Attacks on the Wisconsin Elections Commission are also a major theme. Repeatedly, they note that the members of the Commission are not elected, treating “unelected” as an epithet in repeated phrases: the “six unelected commissioners,” “the unelected members of the WEC,” and “in the hands of the unelected members of the WEC.”

Another unusual feature of the dissents is what is not there. Typically, when justices dissent from a decision, they include some discussion of what remedy they would support had they enjoyed a majority. But past a glancing comment that Trump’s proposed remedy might not be feasible, they don’t venture to go there.

One measure of a healthy democracy is how well its electoral system fits the varying needs of its voters. All else being equal, an electoral system that offers a variety of ways to vote is more democratic than one that restricts the available options. During 2020 many of us were thankful for the availability of drop boxes to return absentee ballots.

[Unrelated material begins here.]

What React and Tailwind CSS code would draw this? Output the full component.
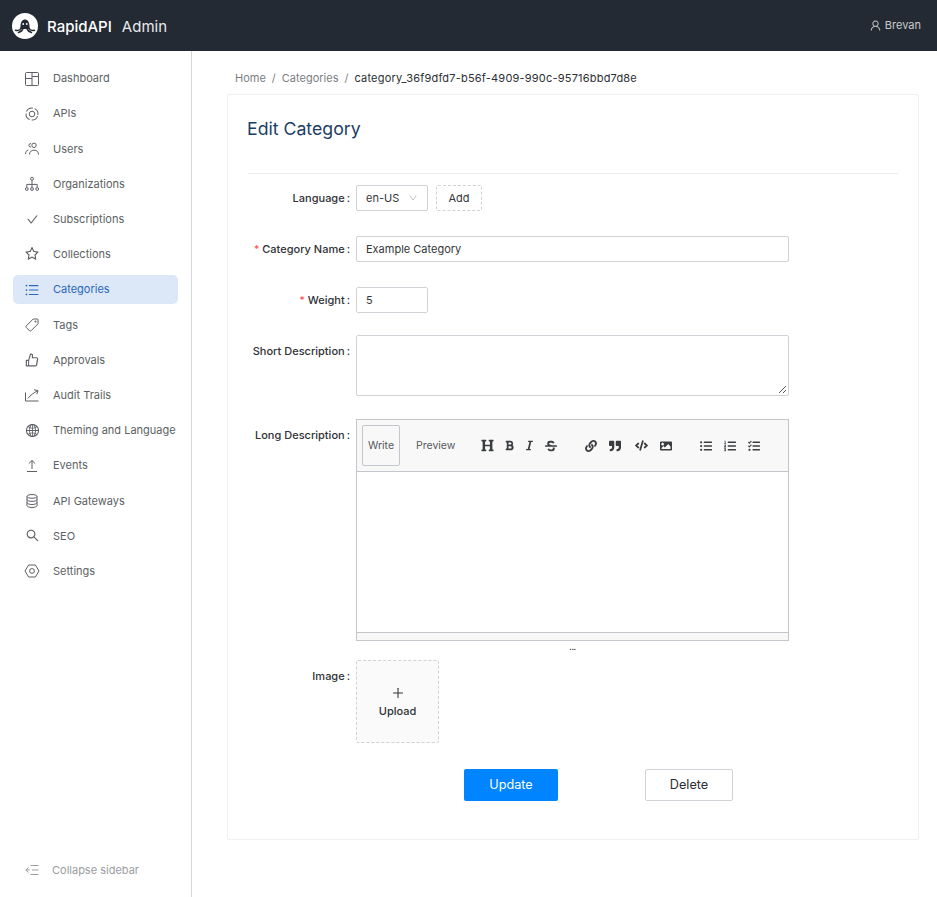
import { AiOutlineUser, AiOutlineCheck, AiOutlineStar, AiOutlineUnorderedList, AiOutlineLike, AiOutlineGlobal, AiOutlineSearch, AiOutlineDown, AiOutlinePlus } from 'react-icons/ai'
import { FaHeading, FaBold, FaItalic, FaStrikethrough, FaLink, FaQuoteRight, FaCode, FaImage, FaListUl, FaListOl, FaTasks } from 'react-icons/fa'

const Svg = ({ children, size = 16 }) => (
  <svg width={size} height={size} viewBox="0 0 16 16" fill="none" stroke="currentColor" strokeWidth="1">{children}</svg>
)

const DashboardIcon = () => (
  <Svg><rect x="1.500" y="1.500" width="13" height="13" rx="1" /><path d="M1.500 7.500h6.500M8 1.500v13M8 5.500h6.500" /></Svg>
)
const ApisIcon = () => (
  <Svg>
    <circle cx="8" cy="8" r="2.800" />
    <circle cx="8" cy="8" r="6" strokeDasharray="7.400 2" transform="rotate(20 8 8)" />
  </Svg>
)
const UsersIcon = () => (
  <Svg>
    <circle cx="10" cy="4.300" r="2.200" />
    <path d="M7 2.500A2.200 2.200 0 0 0 4.800 4.300 2.200 2.200 0 0 0 7 6.100M5.500 13.500c0-2.800 1.800-4.300 4.500-4.300s4.500 1.500 4.500 4.300M1.500 13c0-2.200 1-3.500 2.800-3.900" />
  </Svg>
)
const OrgIcon = () => (
  <Svg>
    <circle cx="8" cy="2.800" r="1.500" /><circle cx="2.800" cy="13" r="1.400" /><circle cx="8" cy="13" r="1.400" /><circle cx="13.200" cy="13" r="1.400" />
    <path d="M8 4.300v7.300M2.800 11.600V8.400h10.400v3.200" />
  </Svg>
)
const TagIcon = () => (
  <Svg>
    <path d="M9.200 2h4.300a.5.5 0 0 1 .5.5v4.300L7 13.800a1 1 0 0 1-1.400 0L2.200 10.400a1 1 0 0 1 0-1.400z" />
    <circle cx="11.500" cy="4.500" r=".6" />
  </Svg>
)
const TrailIcon = () => (
  <Svg><path d="M1.500 5.500v8.500h13M3.800 11.500C6.500 8 9.500 6 14 3.500M10 2.800l4 .7-1.200 3.800" /></Svg>
)
const EventsIcon = () => (
  <Svg><path d="M3 13.500h10M8 11V2.500M4.800 5.600 8 2.500l3.200 3.100" /></Svg>
)
const DbIcon = () => (
  <Svg>
    <ellipse cx="8" cy="3.400" rx="5" ry="1.900" />
    <path d="M3 3.400v9.200c0 1 2.200 1.900 5 1.900s5-.9 5-1.900V3.400M3 6.500c0 1 2.200 1.900 5 1.900s5-.9 5-1.900M3 9.600c0 1 2.200 1.900 5 1.900s5-.9 5-1.900" />
  </Svg>
)
const SettingsIcon = () => (
  <Svg>
    <path d="M4.600 2h6.800L15 8l-3.600 6H4.600L1 8z" strokeLinejoin="round" />
    <circle cx="8" cy="8" r="2.400" />
  </Svg>
)
const CollapseIcon = () => (
  <Svg><path d="M6.500 3.500h8M8 8h6.500M6.500 12.500h8M4.500 5.500 1.800 8l2.700 2.500M1.800 8h4" /></Svg>
)

const navItems = [
  { label: 'Dashboard', icon: <DashboardIcon /> },
  { label: 'APIs', icon: <ApisIcon /> },
  { label: 'Users', icon: <UsersIcon /> },
  { label: 'Organizations', icon: <OrgIcon /> },
  { label: 'Subscriptions', icon: <AiOutlineCheck size={13} /> },
  { label: 'Collections', icon: <AiOutlineStar size={16} /> },
  { label: 'Categories', icon: <AiOutlineUnorderedList size={16} />, active: true },
  { label: 'Tags', icon: <TagIcon /> },
  { label: 'Approvals', icon: <AiOutlineLike size={16} /> },
  { label: 'Audit Trails', icon: <TrailIcon /> },
  { label: 'Theming and Language', icon: <AiOutlineGlobal size={15} /> },
  { label: 'Events', icon: <EventsIcon /> },
  { label: 'API Gateways', icon: <DbIcon /> },
  { label: 'SEO', icon: <AiOutlineSearch size={15} /> },
  { label: 'Settings', icon: <SettingsIcon /> },
]

function Logo() {
  return (
    <svg width="26" height="26" viewBox="0 0 26 26">
      <circle cx="13" cy="13" r="13" fill="#fff" />
      <path d="M8.500 13c0-3.800 2-6.500 4.500-6.500s4.500 2.700 4.500 6.500c0 1.500.3 2.400 1 3H7.500c.7-.6 1-1.500 1-3z" fill="#242a33" />
      <path d="M9 15.500c-.8 1.600-2.600 2.300-5.500 1.800M11 15.500c-.6 2-2 3.400-4.500 4M15 15.500c.6 2 2 3.400 4.500 4M17 15.500c.8 1.600 2.600 2.300 5.500 1.800" fill="none" stroke="#242a33" strokeWidth="1.500" strokeLinecap="round" />
      <circle cx="11.200" cy="11" r=".9" fill="#fff" />
      <circle cx="14.800" cy="11" r=".9" fill="#fff" />
    </svg>
  )
}

function Header() {
  return (
    <div className="h-[51px] shrink-0 bg-[#242a33] flex items-center justify-between pl-3 pr-4">
      <div className="flex items-center">
        <Logo />
        <span className="ml-[9px] mt-[3px] text-[15px] font-medium text-white">RapidAPI</span>
        <span className="ml-[10px] mt-[3px] text-[15px] text-[#e8e9eb]">Admin</span>
      </div>
      <div className="flex items-center gap-[3px] text-[11px] text-[#c8cacd]">
        <AiOutlineUser size={13} />
        <span>Brevan</span>
      </div>
    </div>
  )
}

function Sidebar() {
  return (
    <aside className="w-[192px] shrink-0 border-r border-[#d4d6d9] flex flex-col justify-between">
      <nav className="pt-[13px] pl-[13px] pr-[13px] flex flex-col gap-[6.200px]">
        {navItems.map(item => (
          <div
            key={item.label}
            className={`h-[29px] rounded-[5px] pl-[11px] flex items-center ${item.active ? 'bg-[#dce8f8] text-[#2b66b8]' : 'text-[#5c5f64]'}`}
          >
            <span className="w-[16px] flex justify-center shrink-0">{item.icon}</span>
            <span className="ml-[13px] text-[11px] whitespace-nowrap">{item.label}</span>
          </div>
        ))}
      </nav>
      <div className="pl-[24px] pb-[19px] flex items-center text-[#9a9ca0]">
        <span className="w-[16px] flex justify-center"><CollapseIcon /></span>
        <span className="ml-[12px] text-[11px]">Collapse sidebar</span>
      </div>
    </aside>
  )
}

function Row({ label, required, tall, className = '', children }) {
  return (
    <div className={`flex items-start ${className}`}>
      <label className={`w-[103px] shrink-0 flex items-center justify-end text-[11px] font-[450] text-[#2f3237] whitespace-nowrap ${tall ? 'h-[32px]' : 'h-[26px]'}`}>
        {required && <span className="text-[#ff4d4f] mr-[3px] text-[10px]">*</span>}
        {label}<span className="ml-[2px]">:</span>
      </label>
      <div className="ml-[6px]">{children}</div>
    </div>
  )
}

const inputClass = 'h-[26px] border border-[#cfd2d6] rounded-[2px] px-[9px] flex items-center text-[11px] text-[#33363a]'

function ToolIcon({ icon: Icon, size = 12, className = '' }) {
  return (
    <span className={`w-[20px] flex justify-center items-center text-[#3a3d40] ${className}`}><Icon size={size} /></span>
  )
}

function Editor() {
  return (
    <div className="w-[433px] h-[222px] border border-[#c3c7cb] flex flex-col">
      <div className="h-[52px] shrink-0 bg-[#f8f8f8] border-b border-[#c3c7cb] flex items-center pl-[5px]">
        <div className="w-[38px] h-[41px] border border-[#c3c7cb] rounded-[2px] flex items-center justify-center text-[10.500px] text-[#55585c]">Write</div>
        <span className="ml-[16px] w-[40px] text-[10.500px] text-[#55585c] whitespace-nowrap">Preview</span>
        <ToolIcon icon={FaHeading} size={13} className="ml-[21px]" />
        <ToolIcon icon={FaBold} size={11} className="ml-[2px]" />
        <ToolIcon icon={FaItalic} size={11} />
        <ToolIcon icon={FaStrikethrough} className="ml-[2px]" />
        <ToolIcon icon={FaLink} className="ml-[20px]" />
        <ToolIcon icon={FaQuoteRight} className="ml-[4px]" />
        <ToolIcon icon={FaCode} size={13} className="ml-[6px]" />
        <ToolIcon icon={FaImage} className="ml-[5px]" />
        <ToolIcon icon={FaListUl} className="ml-[20px]" />
        <ToolIcon icon={FaListOl} className="ml-[4px]" />
        <ToolIcon icon={FaTasks} className="ml-[4px]" />
      </div>
      <div className="flex-1 bg-white" />
      <div className="h-[8px] shrink-0 bg-[#f8f8f8] border-t border-[#c3c7cb]" />
    </div>
  )
}

function Card() {
  return (
    <div className="border border-[#eeeff1] rounded-[2px] bg-white h-[746px] pl-[19px] pr-[20px]">
      <h1 className="mt-[23px] text-[17.700px] leading-[22px] font-normal text-[#1c3d66]">Edit Category</h1>
      <div className="mt-[33px] ml-[1px] border-t border-[#e8e9eb] w-[650px]" />
      <Row label="Language" className="mt-[11px]">
        <div className="flex gap-[8px]">
          <div className={`${inputClass} w-[72px] justify-between`}>
            <span>en-US</span>
            <AiOutlineDown size={10} className="text-[#b5b7ba]" />
          </div>
          <div className="w-[46px] h-[26px] border border-dashed border-[#cfd2d6] rounded-[2px] flex items-center justify-center text-[11px] text-[#33363a]">Add</div>
        </div>
      </Row>
      <Row label="Category Name" required className="mt-[25px]">
        <div className={`${inputClass} w-[433px]`}>Example Category</div>
      </Row>
      <Row label="Weight" required className="mt-[25px]">
        <div className={`${inputClass} w-[72px]`}>5</div>
      </Row>
      <Row label="Short Description" tall className="mt-[22px]">
        <div className="w-[433px] h-[61px] border border-[#cfd2d6] rounded-[2px] relative">
          <svg className="absolute right-[1px] bottom-[1px]" width="9" height="9" viewBox="0 0 9 9" stroke="#555" strokeWidth="1"><path d="M1 8 8 1M5 8l3-3" /></svg>
        </div>
      </Row>
      <Row label="Long Description" tall className="mt-[23px]">
        <Editor />
        <div className="h-[19px] flex justify-center items-center text-[9px] leading-none text-[#333] pb-[8px] tracking-tighter">...</div>
      </Row>
      <Row label="Image" tall>
        <div className="w-[83px] h-[83px] border border-dashed border-[#cfd2d6] rounded-[2px] bg-[#fafafa] flex flex-col items-center justify-center pt-[3px] text-[#2f3237]">
          <AiOutlinePlus size={14} />
          <span className="mt-[3px] text-[11px] font-[450]">Upload</span>
        </div>
      </Row>
      <div className="mt-[26px] ml-[217px] flex gap-[87px]">
        <button className="w-[94px] h-[32px] bg-[#0084ff] rounded-[2px] text-white text-[12.700px] font-normal">Update</button>
        <button className="w-[88px] h-[32px] border border-[#cfd2d6] rounded-[2px] text-[#2a2d31] text-[12.700px] font-normal">Delete</button>
      </div>
    </div>
  )
}

export default function App() {
  return (
    <div className="w-[937px] h-[897px] flex flex-col bg-white overflow-hidden font-['Inter',sans-serif]">
      <Header />
      <div className="flex-1 flex min-h-0">
        <Sidebar />
        <main className="flex-1 pl-[35px] pr-[19px]">
          <div className="h-[43px] pt-[12px] pl-[8px] flex items-center text-[11px] text-[#7b7e83]">
            <span>Home</span>
            <span className="mx-[6px]">/</span>
            <span>Categories</span>
            <span className="mx-[6px]">/</span>
            <span className="text-[#2c2f33] tracking-[0.2px]">category_36f9dfd7-b56f-4909-990c-95716bbd7d8e</span>
          </div>
          <Card />
        </main>
      </div>
    </div>
  )
}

It appears that some members of the Wisconsin Supreme Court are out to make the Court the dominant player in Wisconsin’s election administration. Is that wise? The court has neither the expertise nor the structure to effectively administer Wisconsin’s electoral system. The United States Constitution, that largely serves as the model for the Wisconsin Constitution, mandates that the “Judicial Department” resolve “cases and controversies.” It does not mandate that the courts manage elections.

A short time after Trump v. Biden was decided, two Republican activists sued in a case called Teigen v. WEC to ban the whole spectrum of measures that the WEC had approved to make voting more accessible. The fact that the Supreme Court accepted this case is evidence that it has abandoned any attempt to enforce the principle of standing at least when it comes to election litigation.

What explains the court’s eagerness to significantly shrink options for voters and tie hands of the WEC, notably by ruling that absentee ballot boxes cannot be used? Supporters of rolling back voter options insist they did it because the law left no choice. This seems hypocritical to me. For instance, Wisconsin law states that “absentee ballots shall be mailed by the elector, or delivered in person, to the municipal clerk issuing the ballot or ballots.” Since the drop box is under the control of the municipal clerk (in Milwaukee the city election commission) using a drop box is equivalent to delivering the ballot to clerk.

Why did the court want to ban drop boxes, as well as other measures to make voting more accessible? Here are three possible reasons:

  1. One is ideological. Among the right-wing legal community, there are some who believe that the so-called “administrative state” is a threat to democracy. The disparagement of the WEC for being “unelected” reflects this belief.
  2. There is a view that whatever is not specifically permitted is therefor prohibited. In this view, drop boxes for absentee ballots are banned because they are not authorized in Wisconsin statutes. Effectively this belief makes any innovation aimed at process improvement very difficult.
  3. Finally, the search for political advantage also plays a role. There is a widespread belief among Republicans that high turnout disadvantages them and that measures that increase turnout should be opposed precisely for that reason.

The attempt by three of the current Wisconsin Supreme Court justices to tie the hands of the Wisconsin Elections Commission is not good for Wisconsin democracy. At best the justices’ campaign against WEC is likely to make the WEC more risk averse and less likely to put forward measures to make the state’ electoral system more voter friendly.

At worst it will be one more step in efforts to bring the electoral system under partisan control. Thus the outcome of April’s election will help determine not only the future of the Wisconsin Supreme Court, but whether democracy flourishes in Wisconsin.

Categories: Data Wonk, Politics

2 thoughts on “Data Wonk: Is Democracy at Stake in Supreme Court Race?”

  1. Mingus says:

    The Constitution has four amendments relating expanding and guaranteeing the right to vote for citizens: 15th, 16th 24th and the 26th. I am amazed how some judges at all levels ignore these prescedents and often finding obscure cases to justify blatantly political decisions justifying them under the legal hoax called originalism.

  2. Trmott says:

    Mingus. :I may be missing the point but I’m wondering how any or all the 4 specific amendments you name, even in are relevant to this discussion?